Supplied material>
* * * * * * *
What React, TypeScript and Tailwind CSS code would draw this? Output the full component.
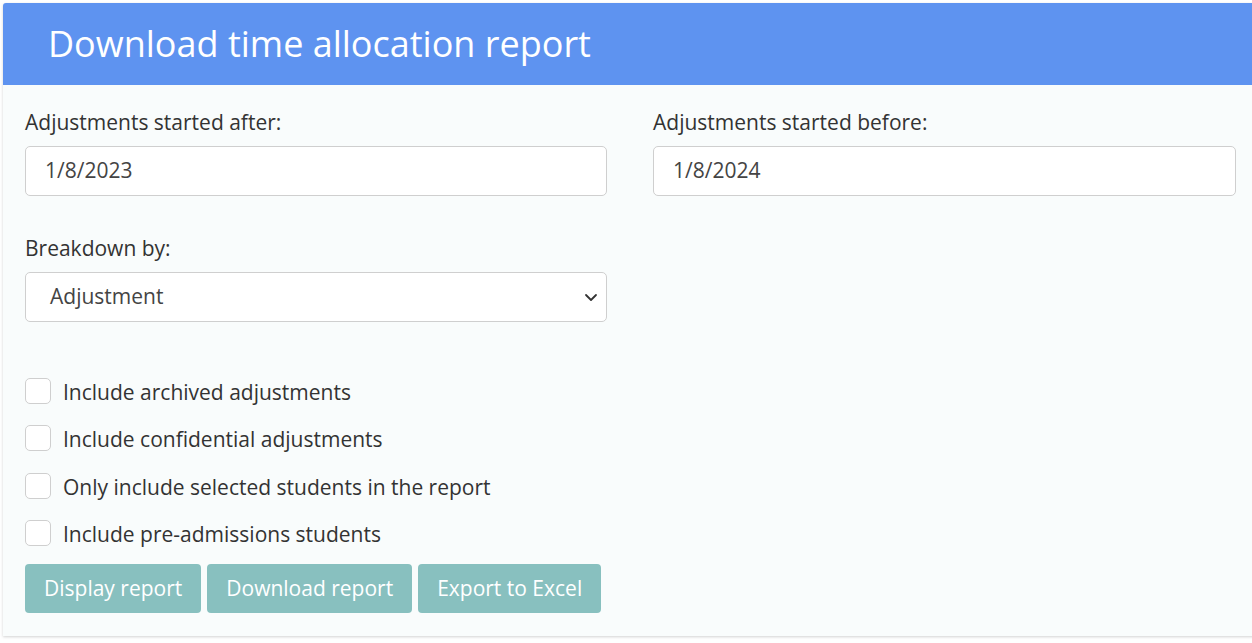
import React from "react";

const font = { fontFamily: '"Open Sans", "Noto Sans", sans-serif' };

function Field({ label, value }: { label: string; value: string }) {
  return (
    <div className="flex flex-col">
      <label className="text-[21px] leading-[28px] text-[#333]">{label}</label>
      <div className="mt-[10px] h-[50px] rounded-[5px] border border-[#cfcfcf] bg-white px-[19px] flex items-center text-[21px] text-[#444]">
        {value}
      </div>
    </div>
  );
}

function Check({ label }: { label: string }) {
  return (
    <div className="flex items-center h-[47.5px]">
      <span className="w-[26px] h-[26px] rounded-[5px] border border-[#cfcfcf] bg-white" />
      <span className="ml-[12px] text-[21px] text-[#333] leading-[28px] mt-[2px]">{label}</span>
    </div>
  );
}

export default function App() {
  return (
    <div className="w-[1252px] h-[643px] bg-white pt-[3px] pl-[3px]" style={font}>
      <div className="w-[1260px] h-[633px] bg-[#f9fcfc] shadow-[0_1px_3px_rgba(0,0,0,0.18)] rounded-tl-[3px]">
        <div className="h-[82px] bg-[#5e93f0] pl-[45px] flex items-center rounded-tl-[3px]">
          <h1 className="text-[36px] text-white leading-none -mt-[1px]">Download time allocation report</h1>
        </div>
        <div className="pl-[22px] w-[1255px] pt-[23px]">
          <div className="grid grid-cols-[582px_583px] gap-x-[46px]">
            <Field label="Adjustments started after:" value="1/8/2023" />
            <Field label="Adjustments started before:" value="1/8/2024" />
          </div>
          <div className="mt-[38px] w-[582px] flex flex-col">
            <label className="text-[21px] leading-[28px] text-[#333]">Breakdown by:</label>
            <div className="mt-[10px] h-[50px] rounded-[5px] border border-[#cfcfcf] bg-white pl-[24px] pr-[6px] flex items-center justify-between text-[21px] text-[#444]">
              <span>Adjustment</span>
              <svg width="14" height="10" viewBox="0 0 14 10" className="mr-[2px]">
                <path d="M2 3 L7 8 L12 3" fill="none" stroke="#333" strokeWidth="1.8" strokeLinecap="round" strokeLinejoin="round" />
              </svg>
            </div>
          </div>
          <div className="mt-[45px] flex flex-col">
            <Check label="Include archived adjustments" />
            <Check label="Include confidential adjustments" />
            <Check label="Only include selected students in the report" />
            <Check label="Include pre-admissions students" />
          </div>
          <div className="mt-[7px] flex gap-[6px]">
            <button className="h-[49px] px-[19px] rounded-[4px] bg-[#88c0bf] text-white text-[21px]">Display report</button>
            <button className="h-[49px] px-[19px] rounded-[4px] bg-[#88c0bf] text-white text-[21px]">Download report</button>
            <button className="h-[49px] px-[19px] rounded-[4px] bg-[#88c0bf] text-white text-[21px]">Export to Excel</button>
          </div>
        </div>
      </div>
    </div>
  );
}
* * * * * * *
Output the data exactly. Pictures don't belong in the result.

What React, TypeScript and Tailwind CSS code would draw this? Output the full component.
import React from "react";

const font = { fontFamily: '"Open Sans", "Noto Sans", sans-serif' };

function Field({ label, value }: { label: string; value: string }) {
  return (
    <div className="flex flex-col">
      <label className="text-[21px] leading-[28px] text-[#333]">{label}</label>
      <div className="mt-[10px] h-[50px] rounded-[5px] border border-[#cfcfcf] bg-white px-[19px] flex items-center text-[21px] text-[#444]">
        {value}
      </div>
    </div>
  );
}

function Check({ label }: { label: string }) {
  return (
    <div className="flex items-center h-[47.5px]">
      <span className="w-[26px] h-[26px] rounded-[5px] border border-[#cfcfcf] bg-white" />
      <span className="ml-[12px] text-[21px] text-[#333] leading-[28px] mt-[2px]">{label}</span>
    </div>
  );
}

export default function App() {
  return (
    <div className="w-[1252px] h-[643px] bg-white pt-[3px] pl-[3px]" style={font}>
      <div className="w-[1260px] h-[633px] bg-[#f9fcfc] shadow-[0_1px_3px_rgba(0,0,0,0.18)] rounded-tl-[3px]">
        <div className="h-[82px] bg-[#5e93f0] pl-[45px] flex items-center rounded-tl-[3px]">
          <h1 className="text-[36px] text-white leading-none -mt-[1px]">Download time allocation report</h1>
        </div>
        <div className="pl-[22px] w-[1255px] pt-[23px]">
          <div className="grid grid-cols-[582px_583px] gap-x-[46px]">
            <Field label="Adjustments started after:" value="1/8/2023" />
            <Field label="Adjustments started before:" value="1/8/2024" />
          </div>
          <div className="mt-[38px] w-[582px] flex flex-col">
            <label className="text-[21px] leading-[28px] text-[#333]">Breakdown by:</label>
            <div className="mt-[10px] h-[50px] rounded-[5px] border border-[#cfcfcf] bg-white pl-[24px] pr-[6px] flex items-center justify-between text-[21px] text-[#444]">
              <span>Adjustment</span>
              <svg width="14" height="10" viewBox="0 0 14 10" className="mr-[2px]">
                <path d="M2 3 L7 8 L12 3" fill="none" stroke="#333" strokeWidth="1.8" strokeLinecap="round" strokeLinejoin="round" />
              </svg>
            </div>
          </div>
          <div className="mt-[45px] flex flex-col">
            <Check label="Include archived adjustments" />
            <Check label="Include confidential adjustments" />
            <Check label="Only include selected students in the report" />
            <Check label="Include pre-admissions students" />
          </div>
          <div className="mt-[7px] flex gap-[6px]">
            <button className="h-[49px] px-[19px] rounded-[4px] bg-[#88c0bf] text-white text-[21px]">Display report</button>
            <button className="h-[49px] px-[19px] rounded-[4px] bg-[#88c0bf] text-white text-[21px]">Download report</button>
            <button className="h-[49px] px-[19px] rounded-[4px] bg-[#88c0bf] text-white text-[21px]">Export to Excel</button>
          </div>
        </div>
      </div>
    </div>
  );
}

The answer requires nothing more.